• [Stated task]
Do not repeat pictures. Repeat exactly the lines of the listing below from its first line through the line with "import React from 'react';".

• [Data section]
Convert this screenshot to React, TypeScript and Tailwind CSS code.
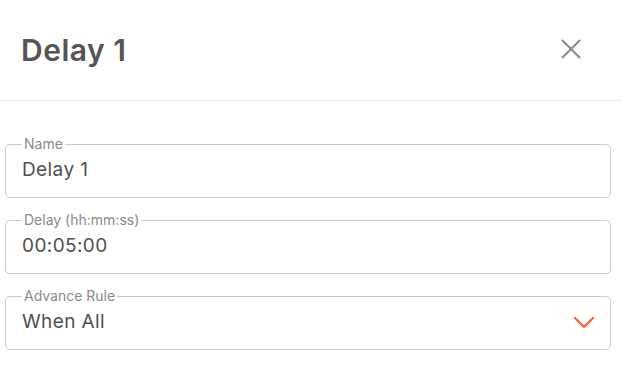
import React from 'react';

function Field({ label, value, select }: { label: string; value: string; select?: boolean }) {
  return (
    <fieldset className="h-[61px] rounded-[5px] border border-[#c9c9d1] pl-[16px] pr-[16px]">
      <legend className="px-[2px] text-[14px] leading-[14px] text-[#8a8a8a]">{label}</legend>
      <div className="flex items-center justify-between pt-[7px]">
        <span className="text-[19px] leading-[24px] tracking-[0.4px] text-[#505050]">{value}</span>
        {select && (
          <svg width="22" height="14" viewBox="0 0 22 14" className="mr-[-1px] mt-[2px]">
            <path d="M2 2 L11 11 L20 2" fill="none" stroke="#f0683a" strokeWidth="2.4" strokeLinecap="round" strokeLinejoin="round" />
          </svg>
        )}
      </div>
    </fieldset>
  );
}

export default function App() {
  return (
    <div className="h-[381px] w-[621px] bg-white" style={{ fontFamily: 'Inter, "Noto Sans", sans-serif' }}>
      <div className="flex h-[101px] items-center justify-between border-b border-[#e6e8ee] pl-[21px] pr-[40px]">
        <h1 className="text-[30px] leading-[36px] tracking-[0.5px] font-semibold text-[#555555]">Delay 1</h1>
        <svg width="20" height="20" viewBox="0 0 20 20" className="mb-[3px]">
          <path d="M1.5 1.5 L18.5 18.5 M18.5 1.5 L1.5 18.5" stroke="#8a8a8e" strokeWidth="2" strokeLinecap="round" />
        </svg>
      </div>
      <div className="ml-[5px] mr-[10px] flex flex-col gap-[15px] pt-[36px]">
        <Field label="Name" value="Delay 1" />
        <Field label="Delay (hh:mm:ss)" value="00:05:00" />
        <Field label="Advance Rule" value="When All" select />
      </div>
    </div>
  );
}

• [Full answer]
Convert this screenshot to React, TypeScript and Tailwind CSS code.
import React from 'react';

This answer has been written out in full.